+++ Excerpted records
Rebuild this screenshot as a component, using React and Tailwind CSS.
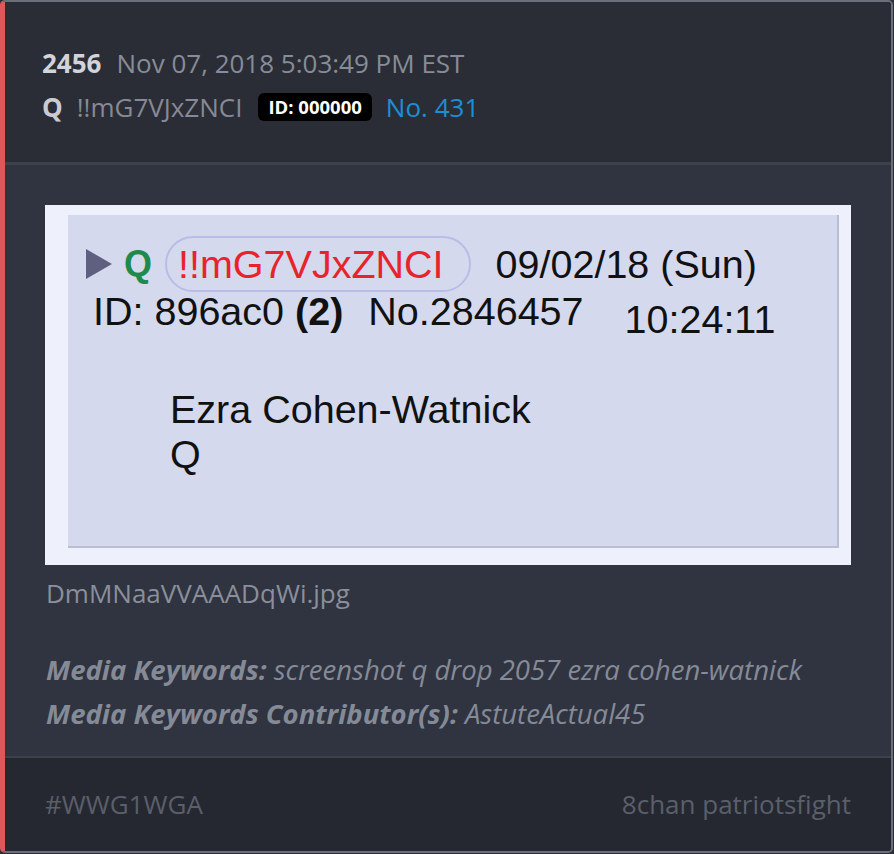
export default function App() {
  const inner = { fontFamily: '"Liberation Sans", Arial, sans-serif' };
  return (
    <div className="w-[894px] h-[854px] bg-[#2b2e36]" style={{ fontFamily: '"Open Sans", sans-serif' }}>
      <div className="w-[893px] h-[853px] flex flex-col rounded-[5px] border-t-2 border-r-2 border-b-2 border-l-[5px] border-t-[#6b6f79] border-r-[#6b6f79] border-b-[#6b6f79] border-l-[#e0575b] overflow-hidden">
        {/* header */}
        <div className="bg-[#2a2d35] pl-[37px] pt-[39px] pb-[33px] border-b-[3px] border-[#3d414b]">
          <div className="h-[44px] flex items-center text-[26px]">
            <span className="font-bold text-[#d2d4da]">2456</span>
            <span className="ml-[15px] text-[#878c98]">Nov 07, 2018 5:03:49 PM EST</span>
          </div>
          <div className="h-[44px] flex items-center text-[26px]">
            <span className="font-bold text-[#c9cbd1]">Q</span>
            <span className="ml-[14px] text-[#858a96]">!!mG7VJxZNCI</span>
            <span className="ml-[16px] bg-black text-white font-bold text-[18.5px] leading-[28px] px-[10px] rounded-[6px]">ID: 000000</span>
            <span className="ml-[14px] text-[#1a8fd6]">No. 431</span>
          </div>
        </div>
        {/* body */}
        <div className="flex-1 bg-[#2f3440] pl-[40px] pr-[40px] pt-[40px] border-b-2 border-[#3d414b]">
          <div className="w-[806px] h-[360px] bg-[#eef0fb] pt-[10px] pl-[23px] pr-[12px] pb-[17px]">
            <div className="h-full bg-[#d5d9ee] border-r-2 border-b-2 border-[#babed2] pt-[21px] text-[39.5px] text-[#111] leading-[44px]" style={inner}>
              <div className="flex items-center h-[56px] pl-[18px]">
                <svg width="26" height="30" viewBox="0 0 26 30" className="mr-[12px]">
                  <polygon points="0,0 26,15 0,30" fill="#5f5f80" />
                </svg>
                <span className="text-[36px] font-bold text-[#1f8a4c] mr-[13px]">Q</span>
                <span className="text-[#e8232c] border-2 border-[#b9bde6] rounded-[28px] h-[56px] leading-[52px] pl-[11px] pr-[25px] mr-[25px]">!!mG7VJxZNCI</span>
                <span>09/02/18 (Sun)</span>
              </div>
              <div className="flex items-start pl-[25px] -mt-[3px]">
                <span className="whitespace-pre">ID: 896ac0 <b>(2)</b></span>
                <span className="ml-[25px]">No.2846457</span>
                <span className="ml-[41px] mt-[8px]">10:24:11</span>
              </div>
              <div className="pl-[102px] mt-[46px] leading-[45px]">
                <div>Ezra Cohen-Watnick</div>
                <div>Q</div>
              </div>
            </div>
          </div>
          <div className="mt-[10px] text-[26px] leading-[36px] text-[#8a8f9b] pl-[1px]">DmMNaaVVAAADqWi.jpg</div>
          <div className="mt-[37px] text-[27.5px] leading-[44px] italic text-[#858a97] pl-[1px]">
            <div><b>Media Keywords:</b> screenshot q drop 2057 ezra cohen-watnick</div>
            <div><b>Media Keywords Contributor(s):</b> AstuteActual45</div>
          </div>
        </div>
        {/* footer */}
        <div className="flex-1 max-h-[93px] bg-[#252830] flex items-center justify-between pl-[40px] pr-[40px] text-[26px] text-[#5a5f6b]">
          <span>#WWG1WGA</span>
          <span>8chan patriotsfight</span>
        </div>
      </div>
    </div>
  );
}
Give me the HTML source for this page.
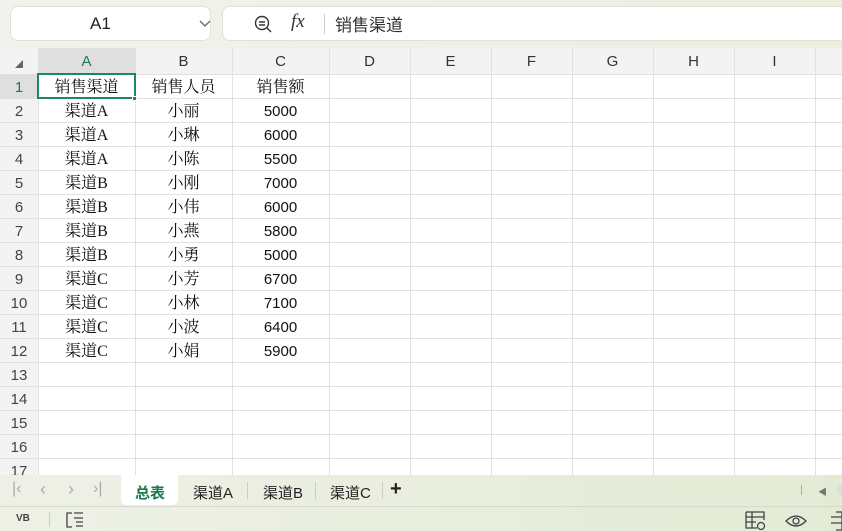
<!DOCTYPE html>
<html><head><meta charset="utf-8"><style>
*{margin:0;padding:0;box-sizing:border-box}
body{width:842px;height:531px;overflow:hidden;background:#fff;font-family:"Liberation Sans","Noto Sans CJK SC",sans-serif;position:relative}
.top{position:absolute;left:0;top:0;width:842px;height:48px;background:linear-gradient(90deg,#f1f2ec,#eaf0de)}
.box{position:absolute;top:6px;height:35px;background:#fff;border:1px solid #dfe2da;border-radius:8px}
.g{position:absolute;left:0;top:48px;width:842px;height:427px;overflow:hidden}
.hl{position:absolute;left:0;height:1px;width:842px;background:#e1e1e1}
.vl{position:absolute;top:0;width:1px;height:427px;background:#e1e1e1}
.ch{position:absolute;top:0;height:26px;line-height:28px;text-align:center;font-size:15px;color:#333;background:#f3f3f3}
.rh{position:absolute;left:0;width:38px;text-align:center;font-size:15px;color:#444;line-height:25px}
.c{position:absolute;height:24px;line-height:26px;text-align:center;font-size:16px;color:#111;font-family:"Liberation Serif","Noto Serif CJK SC",serif}
.n{font-family:"Liberation Sans",sans-serif;font-size:15px}
.tabs{position:absolute;left:0;top:475px;width:842px;height:31px;background:linear-gradient(90deg,#eef0e6,#e4ebd5)}
.st{position:absolute;left:0;top:506px;width:842px;height:25px;background:linear-gradient(90deg,#eef0e6,#e4ebd5);border-top:1px solid #d6dacd}
.t{position:absolute;top:7px;font-size:15px;color:#222}
</style></head><body>
<div class="top">
 <div class="box" style="left:10px;width:201px"><span style="position:absolute;left:79px;top:7px;font-size:17px;color:#222">A1</span>
 <svg style="position:absolute;left:188px;top:13px" width="12" height="8"><path d="M1 1l5 5 5-5" stroke="#666" fill="none" stroke-width="1.3"/></svg></div>
 <div class="box" style="left:222px;width:640px">
  <svg style="position:absolute;left:30px;top:7px" width="20" height="20"><circle cx="9" cy="9" r="6.5" stroke="#333" fill="none" stroke-width="1.4"/><path d="M6 8h6M6 11h6M14 14l4 4" stroke="#333" stroke-width="1.4"/></svg>
  <span style="position:absolute;left:68px;top:4px;font-size:19px;font-style:italic;font-family:'Liberation Serif',serif;color:#333">fx</span>
  <div style="position:absolute;left:101px;top:7px;width:1px;height:20px;background:#ccc"></div>
  <span style="position:absolute;left:112px;top:4px;font-size:17px;color:#333">销售渠道</span>
 </div>
</div>
<div class="g">
 <div class="ch" style="left:0;width:38px;background:#f3f3f3"><svg width="10" height="10" style="position:absolute;left:14px;top:11px"><path d="M9 1L9 9L1 9Z" fill="#666"/></svg></div>
 <div class="ch" style="left:38px;width:97px;background:#dfdfdf;color:#1a7a4a">A</div>
 <div class="ch" style="left:135px;width:97px">B</div>
 <div class="ch" style="left:232px;width:97px">C</div>
 <div class="ch" style="left:329px;width:81px">D</div>
 <div class="ch" style="left:410px;width:81px">E</div>
 <div class="ch" style="left:491px;width:81px">F</div>
 <div class="ch" style="left:572px;width:81px">G</div>
 <div class="ch" style="left:653px;width:81px">H</div>
 <div class="ch" style="left:734px;width:81px">I</div>
 <div class="ch" style="left:815px;width:40px"></div>
 <div style="position:absolute;left:0;top:26px;width:38px;height:401px;background:#f3f3f3"></div>
 <div style="position:absolute;left:0;top:26px;width:38px;height:24px;background:#dfdfdf"></div>
 <div class="vl" style="left:38px"></div><div class="vl" style="left:135px"></div><div class="vl" style="left:232px"></div><div class="vl" style="left:329px"></div><div class="vl" style="left:410px"></div><div class="vl" style="left:491px"></div><div class="vl" style="left:572px"></div><div class="vl" style="left:653px"></div><div class="vl" style="left:734px"></div><div class="vl" style="left:815px"></div>
 <div class="hl" style="top:26px"></div><div class="hl" style="top:50px"></div><div class="hl" style="top:74px"></div><div class="hl" style="top:98px"></div><div class="hl" style="top:122px"></div><div class="hl" style="top:146px"></div><div class="hl" style="top:170px"></div><div class="hl" style="top:194px"></div><div class="hl" style="top:218px"></div><div class="hl" style="top:242px"></div><div class="hl" style="top:266px"></div><div class="hl" style="top:290px"></div><div class="hl" style="top:314px"></div><div class="hl" style="top:338px"></div><div class="hl" style="top:362px"></div><div class="hl" style="top:386px"></div><div class="hl" style="top:410px"></div>
 <div class="rh" style="top:27px;color:#1a7a4a">1</div><div class="rh" style="top:51px">2</div><div class="rh" style="top:75px">3</div><div class="rh" style="top:99px">4</div><div class="rh" style="top:123px">5</div><div class="rh" style="top:147px">6</div><div class="rh" style="top:171px">7</div><div class="rh" style="top:195px">8</div><div class="rh" style="top:219px">9</div><div class="rh" style="top:243px">10</div><div class="rh" style="top:267px">11</div><div class="rh" style="top:291px">12</div><div class="rh" style="top:315px">13</div><div class="rh" style="top:339px">14</div><div class="rh" style="top:363px">15</div><div class="rh" style="top:387px">16</div><div class="rh" style="top:411px">17</div>
 <div class="c" style="left:38px;top:27px;width:97px">销售渠道</div><div class="c" style="left:135px;top:27px;width:97px">销售人员</div><div class="c" style="left:232px;top:27px;width:97px">销售额</div>
 <div class="c" style="left:38px;top:51px;width:97px">渠道A</div><div class="c" style="left:135px;top:51px;width:97px">小丽</div><div class="c n" style="left:232px;top:51px;width:97px">5000</div>
 <div class="c" style="left:38px;top:75px;width:97px">渠道A</div><div class="c" style="left:135px;top:75px;width:97px">小琳</div><div class="c n" style="left:232px;top:75px;width:97px">6000</div>
 <div class="c" style="left:38px;top:99px;width:97px">渠道A</div><div class="c" style="left:135px;top:99px;width:97px">小陈</div><div class="c n" style="left:232px;top:99px;width:97px">5500</div>
 <div class="c" style="left:38px;top:123px;width:97px">渠道B</div><div class="c" style="left:135px;top:123px;width:97px">小刚</div><div class="c n" style="left:232px;top:123px;width:97px">7000</div>
 <div class="c" style="left:38px;top:147px;width:97px">渠道B</div><div class="c" style="left:135px;top:147px;width:97px">小伟</div><div class="c n" style="left:232px;top:147px;width:97px">6000</div>
 <div class="c" style="left:38px;top:171px;width:97px">渠道B</div><div class="c" style="left:135px;top:171px;width:97px">小燕</div><div class="c n" style="left:232px;top:171px;width:97px">5800</div>
 <div class="c" style="left:38px;top:195px;width:97px">渠道B</div><div class="c" style="left:135px;top:195px;width:97px">小勇</div><div class="c n" style="left:232px;top:195px;width:97px">5000</div>
 <div class="c" style="left:38px;top:219px;width:97px">渠道C</div><div class="c" style="left:135px;top:219px;width:97px">小芳</div><div class="c n" style="left:232px;top:219px;width:97px">6700</div>
 <div class="c" style="left:38px;top:243px;width:97px">渠道C</div><div class="c" style="left:135px;top:243px;width:97px">小林</div><div class="c n" style="left:232px;top:243px;width:97px">7100</div>
 <div class="c" style="left:38px;top:267px;width:97px">渠道C</div><div class="c" style="left:135px;top:267px;width:97px">小波</div><div class="c n" style="left:232px;top:267px;width:97px">6400</div>
 <div class="c" style="left:38px;top:291px;width:97px">渠道C</div><div class="c" style="left:135px;top:291px;width:97px">小娟</div><div class="c n" style="left:232px;top:291px;width:97px">5900</div>
 <div style="position:absolute;left:37px;top:25px;width:99px;height:26px;border:2px solid #1a8a5a"></div>
 <div style="position:absolute;left:132px;top:48px;width:5px;height:5px;background:#1a8a5a;border:1px solid #fff"></div>
</div>
<div class="tabs">
 <span class="t" style="left:12px;color:#aaa;font-size:16px;top:5px">|&#8249;</span>
 <span class="t" style="left:40px;color:#aaa;font-size:18px;top:4px">&#8249;</span>
 <span class="t" style="left:68px;color:#aaa;font-size:18px;top:4px">&#8250;</span>
 <span class="t" style="left:93px;color:#aaa;font-size:16px;top:5px">&#8250;|</span>
 <div style="position:absolute;left:121px;top:0;width:57px;height:30px;background:#fff;border-radius:0 0 6px 6px"></div>
 <span class="t" style="left:135px;color:#1a7a4a;font-weight:bold">总表</span>
 <span class="t" style="left:193px">渠道A</span>
 <div style="position:absolute;left:247px;top:7px;width:1px;height:17px;background:#ccc"></div>
 <span class="t" style="left:263px">渠道B</span>
 <div style="position:absolute;left:315px;top:7px;width:1px;height:17px;background:#ccc"></div>
 <span class="t" style="left:330px">渠道C</span>
 <div style="position:absolute;left:382px;top:7px;width:1px;height:17px;background:#ccc"></div>
 <span class="t" style="left:390px;font-size:20px;font-weight:bold;top:3px">+</span>
 <div style="position:absolute;left:801px;top:10px;width:1px;height:10px;background:#aaa"></div>
 <span class="t" style="left:818px;font-size:9px;color:#777;top:10px">◀</span>
 <div style="position:absolute;left:837px;top:9px;width:10px;height:12px;border-radius:5px;background:#ddd"></div>
</div>
<div class="st">
 <span style="position:absolute;left:16px;top:6px;font-size:10px;color:#444;font-weight:bold">VB</span>
 <div style="position:absolute;left:49px;top:5px;width:1px;height:15px;background:#ccc"></div>
 <svg style="position:absolute;left:66px;top:5px" width="18" height="16"><path d="M6 1H1v14h5M8 6h9M10 10h7M10 14h7M8 1h9" stroke="#444" fill="none" stroke-width="1.3"/></svg>
 <svg style="position:absolute;left:745px;top:4px" width="22" height="20"><path d="M1 1h18v8M1 1v16h11M1 6h18M1 11h10M7 1v16" stroke="#444" fill="none" stroke-width="1.3"/><circle cx="16" cy="15" r="3.5" stroke="#444" fill="none" stroke-width="1.3"/></svg>
 <svg style="position:absolute;left:785px;top:5px" width="22" height="16"><path d="M1 9Q11 -1 21 9Q11 19 1 9Z" stroke="#444" fill="none" stroke-width="1.3"/><circle cx="11" cy="9" r="3" stroke="#444" fill="none" stroke-width="1.3"/></svg>
 <svg style="position:absolute;left:830px;top:4px" width="12" height="20"><path d="M6 1h6v18H6M1 6h11M1 12h11" stroke="#444" fill="none" stroke-width="1.3"/></svg>
</div>
</body></html>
++++++
Determine how many lines of the listing above hold the word "screenshot". Report that number without anything else.

2